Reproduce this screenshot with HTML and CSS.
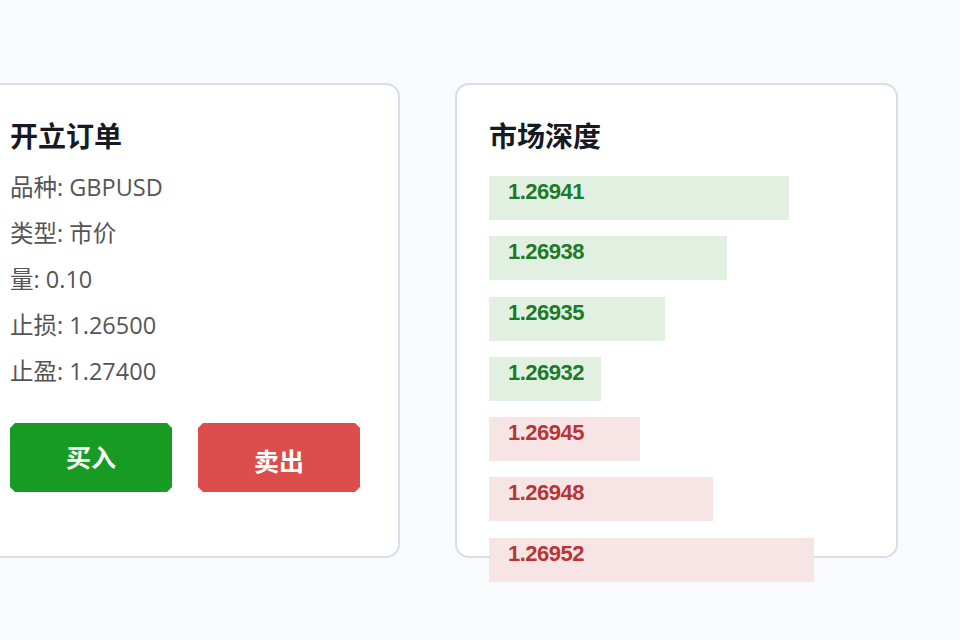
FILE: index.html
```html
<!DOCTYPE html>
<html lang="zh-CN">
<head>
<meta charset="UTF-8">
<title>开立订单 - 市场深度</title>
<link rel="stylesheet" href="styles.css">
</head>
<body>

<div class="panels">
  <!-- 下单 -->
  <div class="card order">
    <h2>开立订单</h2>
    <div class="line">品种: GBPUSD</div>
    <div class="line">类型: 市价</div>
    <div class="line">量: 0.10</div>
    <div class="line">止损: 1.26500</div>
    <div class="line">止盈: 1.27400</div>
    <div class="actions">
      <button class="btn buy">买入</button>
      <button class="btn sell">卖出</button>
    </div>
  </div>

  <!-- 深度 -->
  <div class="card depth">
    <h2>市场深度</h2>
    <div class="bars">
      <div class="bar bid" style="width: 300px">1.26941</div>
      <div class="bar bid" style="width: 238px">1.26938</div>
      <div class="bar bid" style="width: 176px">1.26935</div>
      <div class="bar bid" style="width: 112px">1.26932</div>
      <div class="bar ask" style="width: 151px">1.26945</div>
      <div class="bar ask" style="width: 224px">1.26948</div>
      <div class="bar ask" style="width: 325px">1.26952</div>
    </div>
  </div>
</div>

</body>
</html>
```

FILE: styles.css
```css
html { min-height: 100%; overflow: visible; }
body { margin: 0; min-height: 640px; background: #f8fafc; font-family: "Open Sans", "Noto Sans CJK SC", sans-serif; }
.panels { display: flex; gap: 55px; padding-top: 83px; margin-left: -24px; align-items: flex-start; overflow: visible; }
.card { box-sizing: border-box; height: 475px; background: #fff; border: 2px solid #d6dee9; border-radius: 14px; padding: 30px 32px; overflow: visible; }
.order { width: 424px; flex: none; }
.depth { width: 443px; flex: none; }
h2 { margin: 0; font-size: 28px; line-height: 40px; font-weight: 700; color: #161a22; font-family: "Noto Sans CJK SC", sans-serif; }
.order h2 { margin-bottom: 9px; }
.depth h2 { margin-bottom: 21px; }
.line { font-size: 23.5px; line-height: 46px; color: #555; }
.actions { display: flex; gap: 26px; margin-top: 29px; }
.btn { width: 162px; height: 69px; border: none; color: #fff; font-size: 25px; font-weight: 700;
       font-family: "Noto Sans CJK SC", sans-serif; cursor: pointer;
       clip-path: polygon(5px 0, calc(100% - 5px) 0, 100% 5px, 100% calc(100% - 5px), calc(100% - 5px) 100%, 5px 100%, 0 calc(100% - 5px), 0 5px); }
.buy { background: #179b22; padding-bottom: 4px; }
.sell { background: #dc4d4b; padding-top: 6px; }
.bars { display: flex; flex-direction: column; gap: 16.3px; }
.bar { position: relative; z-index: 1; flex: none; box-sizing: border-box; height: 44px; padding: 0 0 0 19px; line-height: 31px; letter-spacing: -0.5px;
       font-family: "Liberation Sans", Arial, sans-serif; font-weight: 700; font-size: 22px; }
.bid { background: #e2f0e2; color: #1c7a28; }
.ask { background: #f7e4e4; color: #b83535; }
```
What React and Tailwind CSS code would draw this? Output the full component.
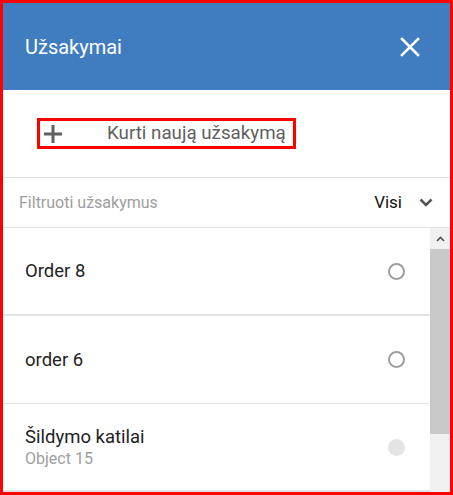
+ + + + + + +
**Aim of the task**
Without the pictures, print the whole listing exactly as given.

**Answer to the task**
Reproduce this screenshot with HTML and CSS.
FILE: index.html
```html
<!DOCTYPE html>
<html lang="zh-CN">
<head>
<meta charset="UTF-8">
<title>开立订单 - 市场深度</title>
<link rel="stylesheet" href="styles.css">
</head>
<body>

<div class="panels">
  <!-- 下单 -->
  <div class="card order">
    <h2>开立订单</h2>
    <div class="line">品种: GBPUSD</div>
    <div class="line">类型: 市价</div>
    <div class="line">量: 0.10</div>
    <div class="line">止损: 1.26500</div>
    <div class="line">止盈: 1.27400</div>
    <div class="actions">
      <button class="btn buy">买入</button>
      <button class="btn sell">卖出</button>
    </div>
  </div>

  <!-- 深度 -->
  <div class="card depth">
    <h2>市场深度</h2>
    <div class="bars">
      <div class="bar bid" style="width: 300px">1.26941</div>
      <div class="bar bid" style="width: 238px">1.26938</div>
      <div class="bar bid" style="width: 176px">1.26935</div>
      <div class="bar bid" style="width: 112px">1.26932</div>
      <div class="bar ask" style="width: 151px">1.26945</div>
      <div class="bar ask" style="width: 224px">1.26948</div>
      <div class="bar ask" style="width: 325px">1.26952</div>
    </div>
  </div>
</div>

</body>
</html>
```

FILE: styles.css
```css
html { min-height: 100%; overflow: visible; }
body { margin: 0; min-height: 640px; background: #f8fafc; font-family: "Open Sans", "Noto Sans CJK SC", sans-serif; }
.panels { display: flex; gap: 55px; padding-top: 83px; margin-left: -24px; align-items: flex-start; overflow: visible; }
.card { box-sizing: border-box; height: 475px; background: #fff; border: 2px solid #d6dee9; border-radius: 14px; padding: 30px 32px; overflow: visible; }
.order { width: 424px; flex: none; }
.depth { width: 443px; flex: none; }
h2 { margin: 0; font-size: 28px; line-height: 40px; font-weight: 700; color: #161a22; font-family: "Noto Sans CJK SC", sans-serif; }
.order h2 { margin-bottom: 9px; }
.depth h2 { margin-bottom: 21px; }
.line { font-size: 23.5px; line-height: 46px; color: #555; }
.actions { display: flex; gap: 26px; margin-top: 29px; }
.btn { width: 162px; height: 69px; border: none; color: #fff; font-size: 25px; font-weight: 700;
       font-family: "Noto Sans CJK SC", sans-serif; cursor: pointer;
       clip-path: polygon(5px 0, calc(100% - 5px) 0, 100% 5px, 100% calc(100% - 5px), calc(100% - 5px) 100%, 5px 100%, 0 calc(100% - 5px), 0 5px); }
.buy { background: #179b22; padding-bottom: 4px; }
.sell { background: #dc4d4b; padding-top: 6px; }
.bars { display: flex; flex-direction: column; gap: 16.3px; }
.bar { position: relative; z-index: 1; flex: none; box-sizing: border-box; height: 44px; padding: 0 0 0 19px; line-height: 31px; letter-spacing: -0.5px;
       font-family: "Liberation Sans", Arial, sans-serif; font-weight: 700; font-size: 22px; }
.bid { background: #e2f0e2; color: #1c7a28; }
.ask { background: #f7e4e4; color: #b83535; }
```
What React and Tailwind CSS code would draw this? Output the full component.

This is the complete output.